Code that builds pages
+-------+
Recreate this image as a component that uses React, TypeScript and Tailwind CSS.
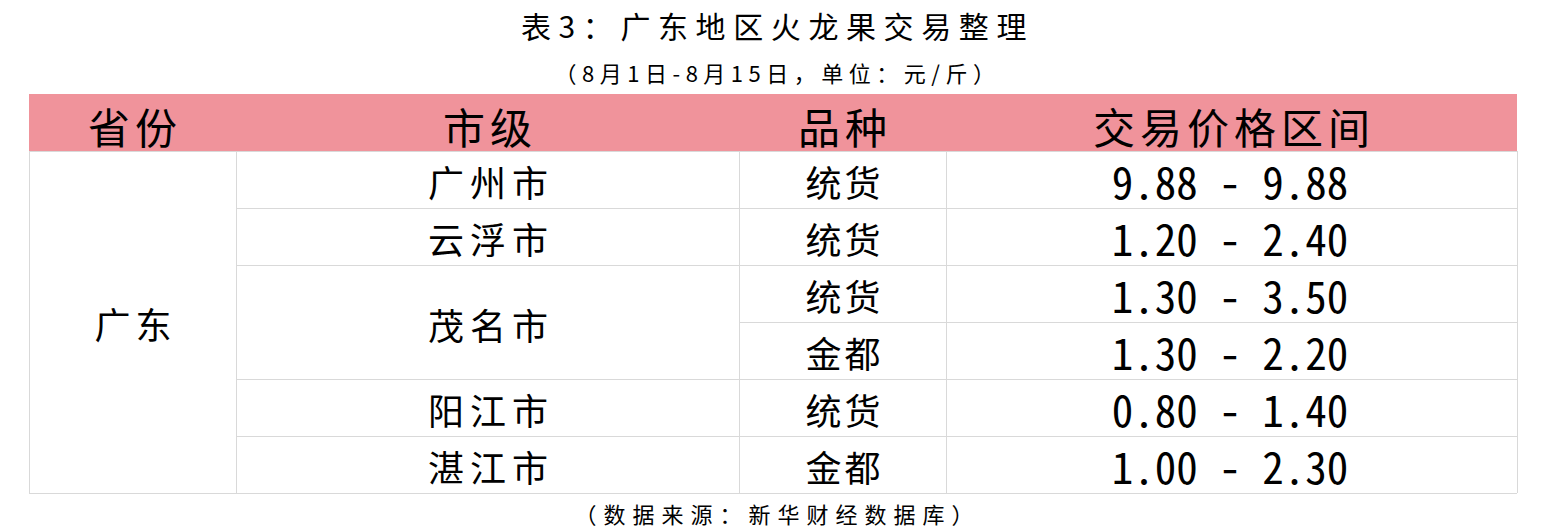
import React from "react";

const cjk = { fontFamily: '"Noto Sans CJK SC", sans-serif' };
const mono = { fontFamily: '"Noto Sans Mono CJK SC", "Noto Sans CJK SC", "Liberation Mono", monospace' };

type Row = { city?: string; citySpan?: number; kind: string; price: string };

const rows: Row[] = [
  { city: "广州市", kind: "统货", price: "9.88 - 9.88" },
  { city: "云浮市", kind: "统货", price: "1.20 - 2.40" },
  { city: "茂名市", citySpan: 2, kind: "统货", price: "1.30 - 3.50" },
  { kind: "金都", price: "1.30 - 2.20" },
  { city: "阳江市", kind: "统货", price: "0.80 - 1.40" },
  { city: "湛江市", kind: "金都", price: "1.00 - 2.30" },
];

export default function App() {
  const cell = "border-t border-r border-[#d9d9d9] flex items-center justify-center";
  return (
    <div className="w-[1549px] h-[532px] bg-white text-black" style={cjk}>
      <div className="h-[49px] flex items-center justify-center pl-[6px]">
        <span className="text-[30px] tracking-[7.6px] leading-none">表3：广东地区火龙果交易整理</span>
      </div>
      <div className="h-[45px] flex items-center justify-center pl-[6px]">
        <span className="text-[22px] tracking-[5.5px] leading-none">（8月1日-8月15日，单位：元/斤）</span>
      </div>
      <div className="ml-[29px] w-[1488px]">
        <div className="h-[57px] bg-[#f0939b] grid grid-cols-[207px_503px_207px_571px] text-[42px] leading-none">
          <div className="flex items-center justify-center pt-[6px] pl-[5px] tracking-[5px]">省份</div>
          <div className="flex items-center justify-center pt-[6px] pl-[5px] tracking-[5px]">市级</div>
          <div className="flex items-center justify-center pt-[6px] pl-[5px] tracking-[5px]">品种</div>
          <div className="flex items-center justify-center pt-[6px] pl-[5px] tracking-[5px]">交易价格区间</div>
        </div>
        <div className="grid grid-cols-[207px_503px_207px_571px] grid-rows-[repeat(6,57px)] border-l border-b border-[#d9d9d9] text-[36px] leading-none">
          <div className={`${cell} row-span-6 col-start-1 row-start-1 tracking-[5px] pl-[5px]`}>广东</div>
          {rows.map((r, i) => (
            <React.Fragment key={i}>
              {r.city && (
                <div
                  className={`${cell} col-start-2 tracking-[6px] pl-[6px] pt-[2px] ${r.citySpan === 2 ? "row-span-2" : ""}`}
                  style={{ gridRowStart: i + 1 }}
                >
                  {r.city}
                </div>
              )}
              <div className={`${cell} col-start-3 tracking-[3px] pl-[3px] pt-[2px]`} style={{ gridRowStart: i + 1 }}>
                {r.kind}
              </div>
              <div className={`${cell} col-start-4 pr-[4px]`} style={{ gridRowStart: i + 1 }}>
                <span className="text-[43px] whitespace-pre" style={mono}>{r.price}</span>
              </div>
            </React.Fragment>
          ))}
        </div>
      </div>
      <div className="h-[38px] flex items-center justify-center pl-[6px]">
        <span className="text-[22px] tracking-[7px] leading-none">（数据来源：新华财经数据库）</span>
      </div>
    </div>
  );
}
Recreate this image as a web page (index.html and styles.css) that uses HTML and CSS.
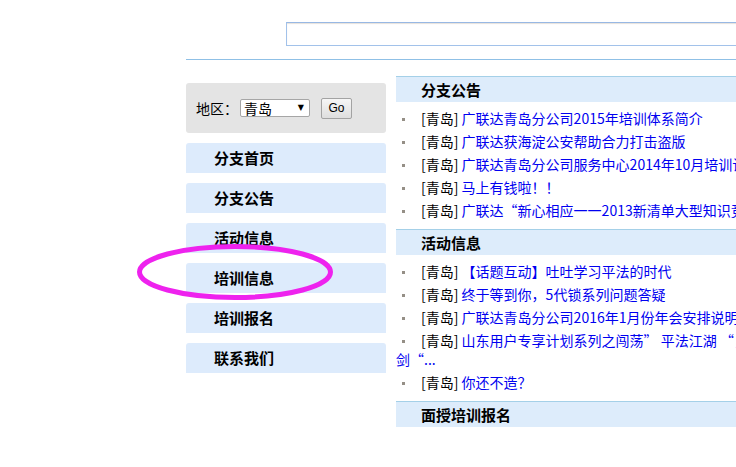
+-------+
Work to complete: With the pictures left out, transcribe the material exactly.

Right answer:
Recreate this image as a component that uses React, TypeScript and Tailwind CSS.
import React from "react";

const cjk = { fontFamily: '"Noto Sans CJK SC", sans-serif' };
const mono = { fontFamily: '"Noto Sans Mono CJK SC", "Noto Sans CJK SC", "Liberation Mono", monospace' };

type Row = { city?: string; citySpan?: number; kind: string; price: string };

const rows: Row[] = [
  { city: "广州市", kind: "统货", price: "9.88 - 9.88" },
  { city: "云浮市", kind: "统货", price: "1.20 - 2.40" },
  { city: "茂名市", citySpan: 2, kind: "统货", price: "1.30 - 3.50" },
  { kind: "金都", price: "1.30 - 2.20" },
  { city: "阳江市", kind: "统货", price: "0.80 - 1.40" },
  { city: "湛江市", kind: "金都", price: "1.00 - 2.30" },
];

export default function App() {
  const cell = "border-t border-r border-[#d9d9d9] flex items-center justify-center";
  return (
    <div className="w-[1549px] h-[532px] bg-white text-black" style={cjk}>
      <div className="h-[49px] flex items-center justify-center pl-[6px]">
        <span className="text-[30px] tracking-[7.6px] leading-none">表3：广东地区火龙果交易整理</span>
      </div>
      <div className="h-[45px] flex items-center justify-center pl-[6px]">
        <span className="text-[22px] tracking-[5.5px] leading-none">（8月1日-8月15日，单位：元/斤）</span>
      </div>
      <div className="ml-[29px] w-[1488px]">
        <div className="h-[57px] bg-[#f0939b] grid grid-cols-[207px_503px_207px_571px] text-[42px] leading-none">
          <div className="flex items-center justify-center pt-[6px] pl-[5px] tracking-[5px]">省份</div>
          <div className="flex items-center justify-center pt-[6px] pl-[5px] tracking-[5px]">市级</div>
          <div className="flex items-center justify-center pt-[6px] pl-[5px] tracking-[5px]">品种</div>
          <div className="flex items-center justify-center pt-[6px] pl-[5px] tracking-[5px]">交易价格区间</div>
        </div>
        <div className="grid grid-cols-[207px_503px_207px_571px] grid-rows-[repeat(6,57px)] border-l border-b border-[#d9d9d9] text-[36px] leading-none">
          <div className={`${cell} row-span-6 col-start-1 row-start-1 tracking-[5px] pl-[5px]`}>广东</div>
          {rows.map((r, i) => (
            <React.Fragment key={i}>
              {r.city && (
                <div
                  className={`${cell} col-start-2 tracking-[6px] pl-[6px] pt-[2px] ${r.citySpan === 2 ? "row-span-2" : ""}`}
                  style={{ gridRowStart: i + 1 }}
                >
                  {r.city}
                </div>
              )}
              <div className={`${cell} col-start-3 tracking-[3px] pl-[3px] pt-[2px]`} style={{ gridRowStart: i + 1 }}>
                {r.kind}
              </div>
              <div className={`${cell} col-start-4 pr-[4px]`} style={{ gridRowStart: i + 1 }}>
                <span className="text-[43px] whitespace-pre" style={mono}>{r.price}</span>
              </div>
            </React.Fragment>
          ))}
        </div>
      </div>
      <div className="h-[38px] flex items-center justify-center pl-[6px]">
        <span className="text-[22px] tracking-[7px] leading-none">（数据来源：新华财经数据库）</span>
      </div>
    </div>
  );
}
Recreate this image as a web page (index.html and styles.css) that uses HTML and CSS.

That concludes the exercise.